Myth No. 3: Gaffes Matter

Certain statements get a lot of attention from the media, but they don't necessarily alter the dynamics of the race. Sides says moments such as Obama saying "You didn't build that," which was taken as a knock against entrepreneurs, or Romney saying "47 percent" of the people were sticking with Obama because they are "dependent upon government," ultimately didn't move polls much — "a percentage point or two, at most."

"No one is saying [the 47 percent comment] is good," Sides says, "but it's far too early to say it's devastating."

Because he was speaking in Missouri, Sides was willing to make an exception in the case of Todd Akin, the Republican Senate nominee who suggested that in cases of "legitimate rape" women's bodies have ways of preventing pregnancy.

"Gaffes can be important where voters don't know much about [the candidate] and even more important when most people don't agree with them," Sides says.

Myth No. 4: Debates Can Be Game Changers

The idea that particular events can be political "game changers" is an inaccurate cliche, Sides suggests, particularly after the conventions. While they may move polls, their effects are generally temporary.

"To be a game changer, you have to have not only a bump in the polls, but win the race," Sides says.

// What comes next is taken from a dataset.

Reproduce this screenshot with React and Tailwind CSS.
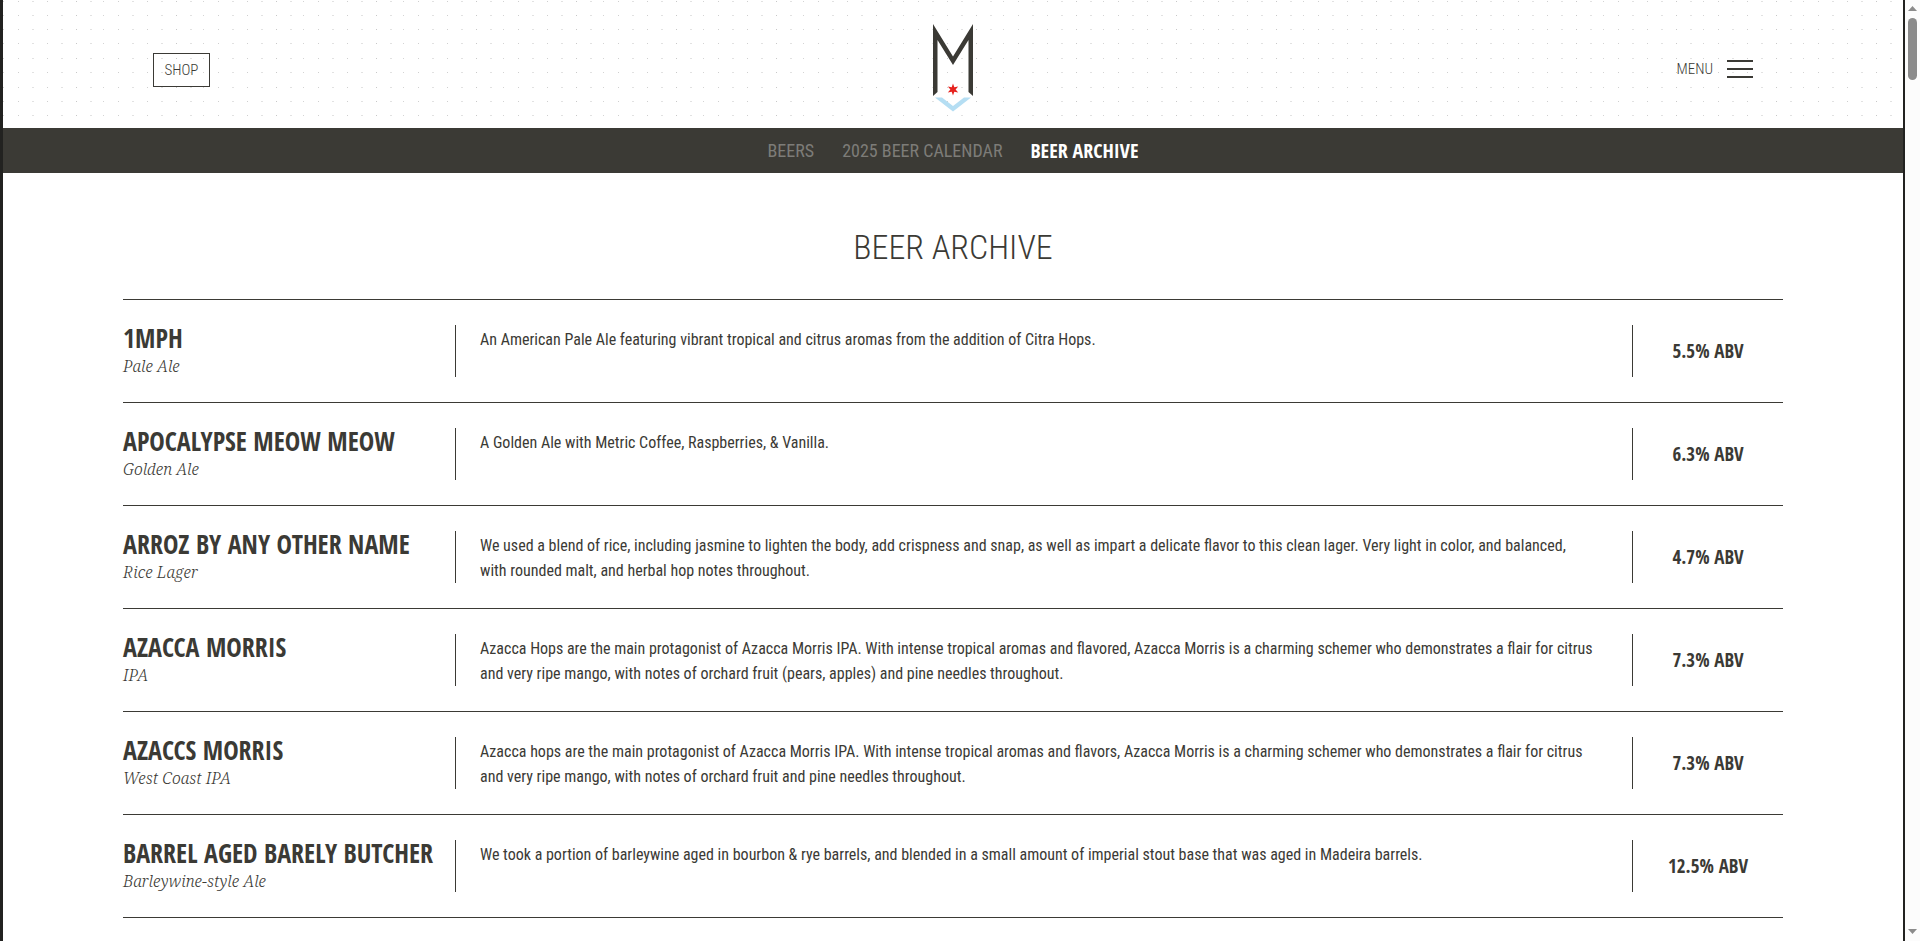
const beers = [
  { name: '1MPH', style: 'Pale Ale', abv: '5.5% ABV', text: 'An American Pale Ale featuring vibrant tropical and citrus aromas from the addition of Citra Hops.' },
  { name: 'APOCALYPSE MEOW MEOW', style: 'Golden Ale', abv: '6.3% ABV', text: 'A Golden Ale with Metric Coffee, Raspberries, & Vanilla.' },
  { name: 'ARROZ BY ANY OTHER NAME', style: 'Rice Lager', abv: '4.7% ABV', text: 'We used a blend of rice, including jasmine to lighten the body, add crispness and snap, as well as impart a delicate flavor to this clean lager. Very light in color, and balanced, with rounded malt, and herbal hop notes throughout.' },
  { name: 'AZACCA MORRIS', style: 'IPA', abv: '7.3% ABV', text: 'Azacca Hops are the main protagonist of Azacca Morris IPA. With intense tropical aromas and flavored, Azacca Morris is a charming schemer who demonstrates a flair for citrus and very ripe mango, with notes of orchard fruit (pears, apples) and pine needles throughout.' },
  { name: 'AZACCS MORRIS', style: 'West Coast IPA', abv: '7.3% ABV', text: 'Azacca hops are the main protagonist of Azacca Morris IPA. With intense tropical aromas and flavors, Azacca Morris is a charming schemer who demonstrates a flair for citrus and very ripe mango, with notes of orchard fruit and pine needles throughout.' },
  { name: 'BARREL AGED BARELY BUTCHER', style: 'Barleywine-style Ale', abv: '12.5% ABV', text: 'We took a portion of barleywine aged in bourbon & rye barrels, and blended in a small amount of imperial stout base that was aged in Madeira barrels.' },
];

const dotRows = [0, 14, 28, 42, 57, 71, 86];
const dotColumns = [
  [0, 1, '#d4d4d4'],
  [15, 1, '#cfcfcf'],
  [29, 2, '#e2e2e2'],
  [44, 1, '#cfcfcf'],
  [58, 2, '#e2e2e2'],
  [73, 1, '#c8c8c8'],
  [87, 2, '#e2e2e2'],
];

function DotGrid() {
  return (
    <svg className="absolute inset-0 h-full w-full" aria-hidden="true">
      <defs>
        <pattern id="dots" width="100" height="100" patternUnits="userSpaceOnUse">
          {dotRows.map((y) => dotColumns.map(([x, w, fill]) => <rect key={`${x}-${y}`} x={x} y={y + 1} width={w} height="1" fill={fill} />))}
        </pattern>
      </defs>
      <rect width="100%" height="118" fill="url(#dots)" />
    </svg>
  );
}

function Logo() {
  return (
    <svg viewBox="0 0 42 88" className="h-[88px] w-[42px]" aria-hidden="true">
      <path fill="#3b3a35" d="M1 0 L21 32.5 L41 0 V72 L36.5 68 V16 L21 41 L5.5 16 V68 L1 72 Z" />
      <path fill="#b5def3" d="M3 73.5 H10 L21 82 L32 73.5 H39 L21 87.5 Z" />
      <path fill="#e6221e" d="M21 59.5 L22.3 63.3 L26.2 62.5 L23.6 65.5 L26.2 68.5 L22.3 67.7 L21 71.5 L19.7 67.7 L15.8 68.5 L18.4 65.5 L15.8 62.5 L19.7 63.3 Z" />
    </svg>
  );
}

function Header() {
  return (
    <header className="relative h-32 bg-white">
      <DotGrid />
      <div className="relative grid h-full grid-cols-3 items-center px-[150px] font-['Roboto_Condensed',Roboto,sans-serif] text-[15px] font-light">
        <a href="#shop" className="mt-3 flex h-[34px] w-[57px] items-center justify-center justify-self-start border border-[#3b3a35]">SHOP</a>
        <a href="#home" aria-label="Home" className="justify-self-center pt-2"><Logo /></a>
        <button type="button" className="mt-2.5 flex items-center gap-3.5 justify-self-end">
          <span>MENU</span>
          <span className="flex w-[26px] flex-col gap-1.5">
            <span className="h-0.5 bg-[#3b3a35]" />
            <span className="h-0.5 bg-[#3b3a35]" />
            <span className="h-0.5 bg-[#3b3a35]" />
          </span>
        </button>
      </div>
    </header>
  );
}

function SubNav() {
  return (
    <nav className="flex h-[45px] items-center justify-center gap-7 bg-[#3b3a35] font-['Roboto_Condensed',Roboto,sans-serif] text-lg text-[#7d7c78]">
      <a href="#beers">BEERS</a>
      <a href="#calendar">2025 BEER CALENDAR</a>
      <a href="#archive" className="font-['Open_Sans_Condensed','Open_Sans',sans-serif] text-xl font-bold text-white">BEER ARCHIVE</a>
    </nav>
  );
}

function BeerRow({ beer }) {
  return (
    <li className="flex border-b border-[#3b3a35] py-[25px]">
      <div className="w-1/5 shrink-0">
        <h2 className="mb-1 whitespace-nowrap font-['Open_Sans_Condensed','Open_Sans',sans-serif] text-[26px] leading-[26px] font-bold">{beer.name}</h2>
        <p className="font-['Noto_Serif','DejaVu_Serif_Condensed',serif] text-base leading-[22px] font-light italic">{beer.style}</p>
      </div>
      <p className="min-h-[52px] flex-1 border-x border-[#3b3a35] pt-0.5 pr-[38px] pl-6 font-['Roboto_Condensed',Roboto,sans-serif] text-base leading-[25px]">{beer.text}</p>
      <p className="flex w-[150px] shrink-0 items-center justify-center font-['Open_Sans_Condensed','Open_Sans',sans-serif] text-[19px] leading-6 font-bold">{beer.abv}</p>
    </li>
  );
}

function ScrollBar() {
  return (
    <div className="sticky top-0 flex h-screen w-[15px] shrink-0 flex-col items-center justify-between bg-[#fcfcfc] pt-1.5 pb-[7px]" aria-hidden="true">
      <div className="flex flex-col items-center gap-[7px]">
        <svg viewBox="0 0 9 5" className="h-[5px] w-[9px]"><path d="M0 5 L4.5 0 L9 5 Z" fill="#8b8b8b" /></svg>
        <div className="h-[62px] w-[9px] rounded-full bg-[#8b8b8b]" />
      </div>
      <svg viewBox="0 0 9 5" className="h-[5px] w-[9px]"><path d="M0 0 L4.5 5 L9 0 Z" fill="#8b8b8b" /></svg>
    </div>
  );
}

export default function App() {
  return (
    <div className="flex min-h-screen bg-white text-[#3b3a35]">
      <div className="min-w-0 flex-1 border-r-2 border-l-3 border-[#222220]">
        <Header />
        <SubNav />
        <main className="px-[120px]">
          <h1 className="pt-[54px] pb-8 text-center font-['Roboto_Condensed',Roboto,sans-serif] text-[34px] leading-10 font-light">BEER ARCHIVE</h1>
          <ul className="border-t border-[#3b3a35]">
            {beers.map((beer) => <BeerRow key={beer.name} beer={beer} />)}
          </ul>
        </main>
      </div>
      <ScrollBar />
    </div>
  );
}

He puts debates in this category. They are useful for learning more about the candidates, but if you're waiting for a moment that will turn the race "upside down," as New Jersey GOP Gov. Chris Christie predicted would happen following Wednesday's debate, don't bother.

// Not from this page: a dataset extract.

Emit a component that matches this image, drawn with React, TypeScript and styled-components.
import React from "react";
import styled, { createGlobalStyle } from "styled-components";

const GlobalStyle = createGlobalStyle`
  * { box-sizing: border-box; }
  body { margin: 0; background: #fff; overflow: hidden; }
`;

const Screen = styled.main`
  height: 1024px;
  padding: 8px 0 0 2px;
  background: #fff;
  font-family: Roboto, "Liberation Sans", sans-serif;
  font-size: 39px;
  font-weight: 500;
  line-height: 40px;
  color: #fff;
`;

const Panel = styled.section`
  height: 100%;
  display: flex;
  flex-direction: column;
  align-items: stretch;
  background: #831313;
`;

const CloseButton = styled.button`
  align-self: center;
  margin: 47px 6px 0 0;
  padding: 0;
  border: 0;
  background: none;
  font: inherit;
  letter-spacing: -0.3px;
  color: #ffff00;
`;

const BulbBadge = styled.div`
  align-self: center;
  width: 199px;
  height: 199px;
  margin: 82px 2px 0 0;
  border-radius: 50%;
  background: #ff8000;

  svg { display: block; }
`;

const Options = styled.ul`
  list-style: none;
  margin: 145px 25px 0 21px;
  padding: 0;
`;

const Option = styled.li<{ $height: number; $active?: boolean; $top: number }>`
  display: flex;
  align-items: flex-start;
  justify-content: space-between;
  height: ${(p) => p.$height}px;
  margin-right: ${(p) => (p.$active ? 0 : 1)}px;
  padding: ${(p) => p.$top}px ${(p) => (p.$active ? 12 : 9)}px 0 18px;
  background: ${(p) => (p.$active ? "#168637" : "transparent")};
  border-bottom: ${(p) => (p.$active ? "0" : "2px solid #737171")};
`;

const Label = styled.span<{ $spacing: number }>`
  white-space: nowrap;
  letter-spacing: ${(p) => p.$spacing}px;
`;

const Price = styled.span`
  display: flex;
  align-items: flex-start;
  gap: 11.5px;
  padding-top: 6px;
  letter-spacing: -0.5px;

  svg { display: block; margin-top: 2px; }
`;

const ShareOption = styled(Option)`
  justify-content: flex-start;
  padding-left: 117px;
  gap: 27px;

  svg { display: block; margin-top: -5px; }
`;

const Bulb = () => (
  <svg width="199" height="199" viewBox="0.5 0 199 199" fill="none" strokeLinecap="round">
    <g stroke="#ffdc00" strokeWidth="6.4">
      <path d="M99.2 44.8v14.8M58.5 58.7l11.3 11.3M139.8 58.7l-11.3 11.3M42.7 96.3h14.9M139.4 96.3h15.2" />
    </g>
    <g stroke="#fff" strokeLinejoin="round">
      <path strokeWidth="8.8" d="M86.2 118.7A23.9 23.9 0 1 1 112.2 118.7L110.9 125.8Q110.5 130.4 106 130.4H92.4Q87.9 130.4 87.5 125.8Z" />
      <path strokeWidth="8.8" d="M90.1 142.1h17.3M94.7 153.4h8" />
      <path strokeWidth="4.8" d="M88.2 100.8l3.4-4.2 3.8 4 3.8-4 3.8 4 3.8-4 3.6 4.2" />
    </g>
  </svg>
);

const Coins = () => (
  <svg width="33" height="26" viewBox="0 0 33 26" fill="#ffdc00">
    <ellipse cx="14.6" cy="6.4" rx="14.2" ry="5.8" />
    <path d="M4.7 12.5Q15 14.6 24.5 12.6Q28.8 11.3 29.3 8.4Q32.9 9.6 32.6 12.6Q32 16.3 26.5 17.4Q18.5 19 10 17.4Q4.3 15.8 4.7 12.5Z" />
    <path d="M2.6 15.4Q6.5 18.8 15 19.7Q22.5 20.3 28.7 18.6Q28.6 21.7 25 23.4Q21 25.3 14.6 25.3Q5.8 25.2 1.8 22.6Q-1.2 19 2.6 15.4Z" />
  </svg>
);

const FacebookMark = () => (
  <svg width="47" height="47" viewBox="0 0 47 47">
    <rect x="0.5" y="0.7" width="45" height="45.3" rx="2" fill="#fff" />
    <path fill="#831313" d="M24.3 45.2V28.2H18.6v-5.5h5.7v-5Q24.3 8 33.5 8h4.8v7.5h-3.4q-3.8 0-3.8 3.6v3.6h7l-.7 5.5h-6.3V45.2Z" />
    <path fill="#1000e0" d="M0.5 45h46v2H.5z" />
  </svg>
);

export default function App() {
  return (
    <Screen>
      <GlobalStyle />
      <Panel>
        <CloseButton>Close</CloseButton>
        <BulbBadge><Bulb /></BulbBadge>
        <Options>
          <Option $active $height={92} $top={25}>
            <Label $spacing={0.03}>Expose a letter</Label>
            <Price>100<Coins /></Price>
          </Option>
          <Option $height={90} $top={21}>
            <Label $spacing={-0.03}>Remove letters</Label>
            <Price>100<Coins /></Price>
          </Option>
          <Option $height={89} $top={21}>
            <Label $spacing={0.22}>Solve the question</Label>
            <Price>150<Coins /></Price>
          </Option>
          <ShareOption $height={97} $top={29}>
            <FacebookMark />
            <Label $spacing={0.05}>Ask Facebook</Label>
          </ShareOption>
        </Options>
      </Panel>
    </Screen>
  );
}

Debates seem important because they can provide moments that are remembered years later: Ronald Reagan's quips, Al Gore's audible sighs. However, they come late in the process, when there just aren't that many undecided voters left in play, Sides argues.

He cites The Timeline of Presidential Elections, a new book that compiles polling data from 15 different contests. It concludes that the best predictors of the eventual results come before the debates.

Myth No. 5: An Obama Victory Will Be A Mandate

The president himself has suggested that winning re-election will strengthen his hand in Washington. "I do think that should I be fortunate enough to have another four years, the American people will have made a decision," he told Time in August, "and hopefully, that will impact how Republicans think about these problems."

Not likely, Sides says. It's been rare for Obama to win any GOP votes for major initiatives such as the 2009 stimulus package, the federal health care law or the Dodd-Frank financial regulations. And those all occurred after what was likely a bigger Obama victory in 2008, when Democrats won big congressional majorities.

A smaller Obama win, coupled with continuing Republican control of the House and more Republicans in the Senate, isn't a scenario that will lead the GOP to say the president should call the shots, Sides says.

That isn't unusual. Most voters, he argues, don't base their picks on careful, reasoned assessments of all the candidates' positions on the issues. As a result, politicians continually make mistakes by misinterpreting their victories as major policy mandates.

"Clearly, Obama's mandate does not exist," Sides says.